If this is true, it may well increase the likelihood that the Appeals Chamber will approve Mr. Harvey’s appointment.  The Registry’s explanation, however, clearly fails to satisfy the requirements of Seselj, which says that a defendant gets to choose from the Rule 44 list, not from “a number of counsel” hand-selected by the Registry.  And, of course, in this case the Registry chose for Dr. Karadzic, ostensibly because he didn’t approve of any of the counsel on its hand-selected list.  I can only hope that the Appeals Chamber sees through the Registry’s transparent attempt to undermine the spirit, if not the letter, of its decision in Seselj.

http://opiniojuris.org/2009/11/19/stand-by-counsel-appointed-in-the-karadzic-case/

3 Responses

  1. Of course, the Seselj case can hardly be invoked as a good precedent for anything at all, so I would not bet on the Appeals Chamber sticking by its statement – which was given in very specific circumstances…

  2. Guy2,

    You may be right about the decision in Seselj.  But the precedent still binds the Trial Chamber, which should have followed the decision and let the prosecution appeal the issue. 
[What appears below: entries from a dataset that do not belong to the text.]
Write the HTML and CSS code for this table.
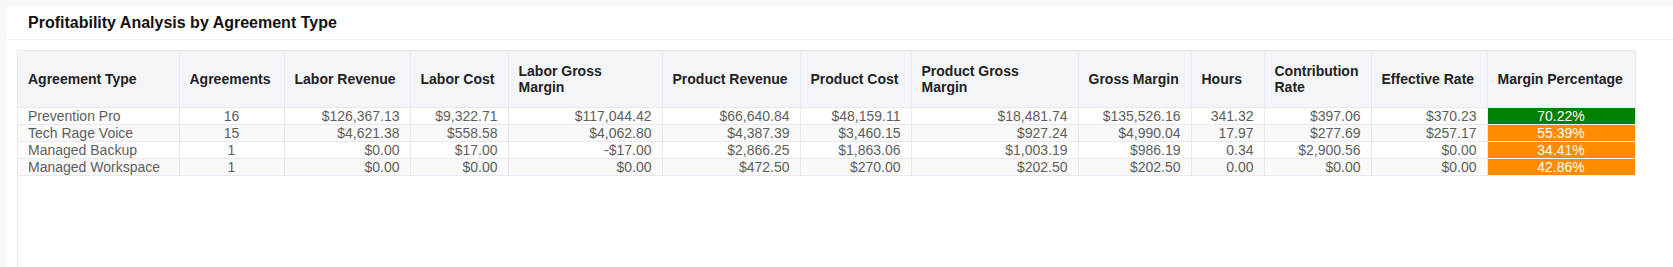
FILE: index.html
```html
<!DOCTYPE html>
<html lang="en">

<head>
    <meta charset="UTF-8">
    <meta name="viewport" content="width=device-width, initial-scale=1.0">
    <title>Profitability Analysis</title>
    <link rel="stylesheet" href="styles.css">
</head>

<body>
    <div class="card">
        <div class="card-header">Profitability Analysis by Agreement Type</div>

        <div class="card-body">
            <div class="table-wrap">
                <table class="report">
                    <colgroup>
                        <col><col><col><col><col><col><col><col><col><col><col><col><col>
                    </colgroup>
                    <thead>
                        <tr>
                            <th>Agreement Type</th>
                            <th>Agreements</th>
                            <th>Labor Revenue</th>
                            <th>Labor Cost</th>
                            <th>Labor Gross<br>Margin</th>
                            <th>Product Revenue</th>
                            <th>Product Cost</th>
                            <th>Product Gross<br>Margin</th>
                            <th>Gross Margin</th>
                            <th>Hours</th>
                            <th>Contribution<br>Rate</th>
                            <th>Effective Rate</th>
                            <th>Margin Percentage</th>
                        </tr>
                    </thead>
                    <tbody>
                        <tr>
                            <td>Prevention Pro</td>
                            <td class="center">16</td>
                            <td class="num">$126,367.13</td>
                            <td class="num">$9,322.71</td>
                            <td class="num">$117,044.42</td>
                            <td class="num">$66,640.84</td>
                            <td class="num">$48,159.11</td>
                            <td class="num">$18,481.74</td>
                            <td class="num">$135,526.16</td>
                            <td class="num">341.32</td>
                            <td class="num">$397.06</td>
                            <td class="num">$370.23</td>
                            <td class="pct good">70.22%</td>
                        </tr>
                        <tr>
                            <td>Tech Rage Voice</td>
                            <td class="center">15</td>
                            <td class="num">$4,621.38</td>
                            <td class="num">$558.58</td>
                            <td class="num">$4,062.80</td>
                            <td class="num">$4,387.39</td>
                            <td class="num">$3,460.15</td>
                            <td class="num">$927.24</td>
                            <td class="num">$4,990.04</td>
                            <td class="num">17.97</td>
                            <td class="num">$277.69</td>
                            <td class="num">$257.17</td>
                            <td class="pct warn">55.39%</td>
                        </tr>
                        <tr>
                            <td>Managed Backup</td>
                            <td class="center">1</td>
                            <td class="num">$0.00</td>
                            <td class="num">$17.00</td>
                            <td class="num">-$17.00</td>
                            <td class="num">$2,866.25</td>
                            <td class="num">$1,863.06</td>
                            <td class="num">$1,003.19</td>
                            <td class="num">$986.19</td>
                            <td class="num">0.34</td>
                            <td class="num">$2,900.56</td>
                            <td class="num">$0.00</td>
                            <td class="pct warn">34.41%</td>
                        </tr>
                        <tr>
                            <td>Managed Workspace</td>
                            <td class="center">1</td>
                            <td class="num">$0.00</td>
                            <td class="num">$0.00</td>
                            <td class="num">$0.00</td>
                            <td class="num">$472.50</td>
                            <td class="num">$270.00</td>
                            <td class="num">$202.50</td>
                            <td class="num">$202.50</td>
                            <td class="num">0.00</td>
                            <td class="num">$0.00</td>
                            <td class="num">$0.00</td>
                            <td class="pct warn">42.86%</td>
                        </tr>
                    </tbody>
                </table>
            </div>
        </div>
    </div>
</body>

</html>
```

FILE: styles.css
```css
* {
    box-sizing: border-box;
}

body {
    margin: 0px;
    padding: 6px 0px 0px 7px;
    min-height: 100vh;
    display: flex;
    background-color: #f7f7f7;
    font-family: "Liberation Sans", Arial, sans-serif;
}

.card {
    flex: 1;
    display: flex;
    flex-direction: column;
    background-color: white;
    border-top-left-radius: 4px;
}

.card-header {
    height: 34px;
    padding-left: 21px;
    display: flex;
    align-items: center;
    border-bottom: 1px solid #eeeeee;
    font-size: 16px;
    font-weight: 700;
    color: #111111;
}

.card-body {
    flex: 1;
    display: flex;
    padding: 10px 0px 0px 10px;
}

.table-wrap {
    flex: 1;
    border-left: 1px solid #e6e9ef;
}

.report {
    border-collapse: collapse;
    table-layout: fixed;
    width: 1617px;
    font-size: 14px;
    line-height: 16px;
}

.report col:nth-child(1) { width: 161px; }
.report col:nth-child(2) { width: 105px; }
.report col:nth-child(3) { width: 126px; }
.report col:nth-child(4) { width: 98px; }
.report col:nth-child(5) { width: 154px; }
.report col:nth-child(6) { width: 138px; }
.report col:nth-child(7) { width: 111px; }
.report col:nth-child(8) { width: 167px; }
.report col:nth-child(9) { width: 113px; }
.report col:nth-child(10) { width: 73px; }
.report col:nth-child(11) { width: 107px; }
.report col:nth-child(12) { width: 116px; }
.report col:nth-child(13) { width: 148px; }

.report th,
.report td {
    border: 1px solid #e6e9ef;
    padding: 0px 10px;
    white-space: nowrap;
}

.report th:first-child,
.report td:first-child {
    border-left: none;
}

.report th {
    height: 57px;
    text-align: left;
    vertical-align: middle;
    font-weight: 700;
    color: #222222;
    background-color: #f4f5f9;
}

.report td {
    height: 17px;
    color: #5e5e5e;
}

.report tbody tr:nth-child(even) td {
    background-color: #f9f9f9;
}

.report td.num {
    text-align: right;
}

.report td.center {
    text-align: center;
}

.report td.pct {
    text-align: center;
    color: white;
    border-color: #f0f0f0;
}

.report tbody tr td.good {
    background-color: #008000;
}

.report tbody tr td.warn {
    background-color: #ff8c00;
}
```
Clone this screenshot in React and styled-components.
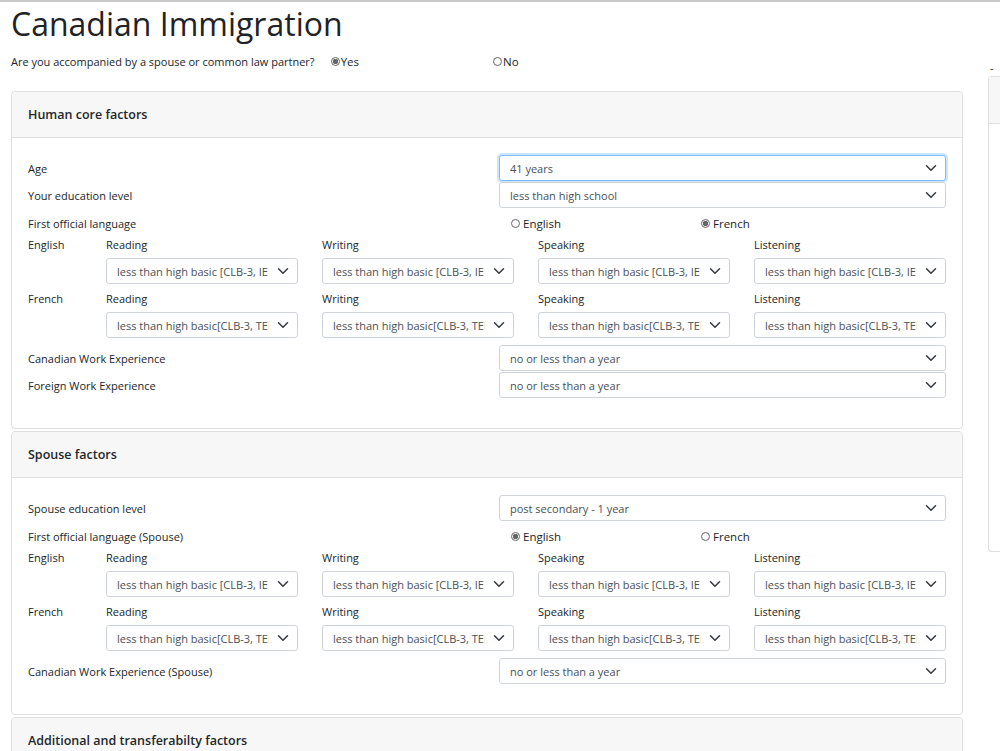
import React from "react";
import styled, { createGlobalStyle } from "styled-components";

const Global = createGlobalStyle`
  html, body { margin: 0; background: #fff; }
  body {
    font-family: "Open Sans", "Noto Sans", sans-serif;
    color: #212529;
    border-top: 2px solid #c8c8c8;
    overflow: hidden;
  }
`;

const scores = [
  "less than high basic [CLB-3, IE",
  "less than high basic[CLB-3, TEF",
];

export default function App() {
  return (
    <>
      <Global />
      <Page>
        <Main>
          <Title>Canadian Immigration</Title>
          <Question>
            <span>Are you accompanied by a spouse or common law partner?</span>
            <Choice style={{ marginLeft: 16 }}><Radio checked />Yes</Choice>
            <Choice style={{ marginLeft: 134 }}><Radio />No</Choice>
          </Question>

          <Card>
            <CardHeader>Human core factors</CardHeader>
            <CardBody>
              <Row label="Age"><Select value="41 years" focus /></Row>
              <Row label="Your education level"><Select value="less than high school" /></Row>
              <LangRow label="First official language" checked="French" />
              <Scores lang="English" text={scores[0]} />
              <Scores lang="French" text={scores[1]} />
              <Row label="Canadian Work Experience"><Select value="no or less than a year" /></Row>
              <Row label="Foreign Work Experience"><Select value="no or less than a year" /></Row>
            </CardBody>
          </Card>

          <Card>
            <CardHeader>Spouse factors</CardHeader>
            <CardBody>
              <Row label="Spouse education level"><Select value="post secondary - 1 year" /></Row>
              <LangRow label="First official language (Spouse)" checked="English" />
              <Scores lang="English" text={scores[0]} />
              <Scores lang="French" text={scores[1]} />
              <Row label="Canadian Work Experience (Spouse)"><Select value="no or less than a year" /></Row>
            </CardBody>
          </Card>

          <Card>
            <CardHeader>Additional and transferabilty factors</CardHeader>
            <CardBody />
          </Card>
        </Main>
        <Side>
          <Dash>-</Dash>
          <SideCard>
            <SideHeader />
          </SideCard>
        </Side>
      </Page>
    </>
  );
}

function Row({ label, children }) {
  return (
    <FieldRow>
      <Label>{label}</Label>
      {children}
    </FieldRow>
  );
}

function LangRow({ label, checked }) {
  return (
    <RadioRow>
      <Label>{label}</Label>
      <Choice style={{ marginLeft: 12 }}><Radio checked={checked === "English"} gap />English</Choice>
      <Choice><Radio checked={checked === "French"} gap />French</Choice>
    </RadioRow>
  );
}

function Scores({ lang, text }) {
  return (
    <ScoreGrid>
      <Label>{lang}</Label>
      {["Reading", "Writing", "Speaking", "Listening"].map((s) => (
        <ScoreCol key={s}>
          <SmallLabel>{s}</SmallLabel>
          <Select value={text} />
        </ScoreCol>
      ))}
    </ScoreGrid>
  );
}

function Select({ value, focus }) {
  return (
    <Box $focus={focus}>
      <BoxText>{value}</BoxText>
      <svg width="12" height="12" viewBox="0 0 16 16">
        <path d="M2 5l6 6 6-6" fill="none" stroke="#343a40" strokeWidth="2" strokeLinecap="round" strokeLinejoin="round" />
      </svg>
    </Box>
  );
}

const Page = styled.div`
  display: flex;
  padding-left: 11px;
  gap: 25px;
`;
const Main = styled.div`
  width: 952px;
  flex-shrink: 0;
`;
const Title = styled.h1`
  font-size: 32px;
  font-weight: 500;
  margin: 3px 0 8px;
  line-height: 38px;
  color: #1f2326;
`;
const Question = styled.div`
  display: flex;
  align-items: center;
  font-size: 11px;
  height: 20px;
  margin-bottom: 20px;
`;
const Choice = styled.label`
  display: flex;
  align-items: center;
  font-size: 11.5px;
`;
const Radio = styled.span`
  width: 9px;
  height: 9px;
  border-radius: 50%;
  border: 1px solid #666;
  box-sizing: border-box;
  margin-right: ${(p) => (p.gap ? "3px" : "1px")};
  background: ${(p) => (p.checked ? "radial-gradient(circle, #666 0 2.5px, #fff 3px)" : "#fff")};
`;
const Card = styled.div`
  border: 1px solid #dfdfdf;
  border-radius: 4px;
  margin-bottom: 2px;
  overflow: hidden;
`;
const CardHeader = styled.div`
  background: #f7f7f7;
  border-bottom: 1px solid #dfdfdf;
  height: 45px;
  padding-left: 16px;
  display: flex;
  align-items: center;
  font-size: 12.5px;
  font-weight: 600;
  color: #23272b;
`;
const CardBody = styled.div`
  padding: 17px 16px 29px;
  display: flex;
  flex-direction: column;
`;
const FieldRow = styled.div`
  display: grid;
  grid-template-columns: 471px 447px;
  align-items: center;
  margin-bottom: 1px;
`;
const RadioRow = styled.div`
  display: grid;
  grid-template-columns: 471px 202px 200px;
  align-items: center;
  height: 28px;
`;
const Label = styled.div`
  font-size: 11px;
  color: #212529;
`;
const SmallLabel = styled.div`
  font-size: 11px;
  color: #212529;
  height: 16px;
  margin-bottom: 5px;
`;
const ScoreGrid = styled.div`
  display: grid;
  grid-template-columns: 54px repeat(4, 192px);
  column-gap: 24px;
  margin-bottom: 7px;
  & > ${Label} { height: 16px; }
`;
const ScoreCol = styled.div`
  display: flex;
  flex-direction: column;
`;
const Box = styled.div`
  height: 26px;
  box-sizing: border-box;
  border: 1px solid ${(p) => (p.$focus ? "#80bdff" : "#ced4da")};
  box-shadow: ${(p) => (p.$focus ? "0 0 0 2px rgba(0,123,255,.2)" : "none")};
  border-radius: 3px;
  display: flex;
  align-items: center;
  padding: 0 8px 0 10px;
  gap: 8px;
  font-size: 11px;
  color: #495057;
  background: #fff;
  justify-content: space-between;
  min-width: 0;
`;
const BoxText = styled.span`
  white-space: nowrap;
  overflow: hidden;
  flex: 1;
  min-width: 0;
`;
const Side = styled.div`
  flex: 1;
  padding-top: 58px;
`;
const Dash = styled.div`
  font-size: 11px;
  height: 16px;
  padding-left: 2px;
`;
const SideCard = styled.div`
  border: 1px solid #dfdfdf;
  border-right: none;
  border-radius: 4px 0 0 4px;
  height: 474px;
`;
const SideHeader = styled.div`
  height: 46px;
  background: #f7f7f7;
  border-bottom: 1px solid #dfdfdf;
`;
    You may also be right that the Appeals Chamber may overrule its previous decision.  Nevertheless, given that the rule is a sound one — because it encourages the defendant to cooperate with stand-by counsel — doing so would simply highlight the fact that Karadzic jurisprudence is being determined by expediency, not legal considerations.

  3. So now that we know who the appointed counsel is, do you still think that

    “no ethical defence barrister will accept being appointed stand-by counsel for Dr. Karadzic.  Not only is there not enough time to adequately prepare for trial, “representing” a defendant who does not want to be represented is antithetical to the mission of a defence barrister.  It is safe to say, therefore, that any barrister who is willing to serve as stand-by counsel in the Karadzic case is far more concerned about getting his name in the papers than about protecting Dr. Karadzic.”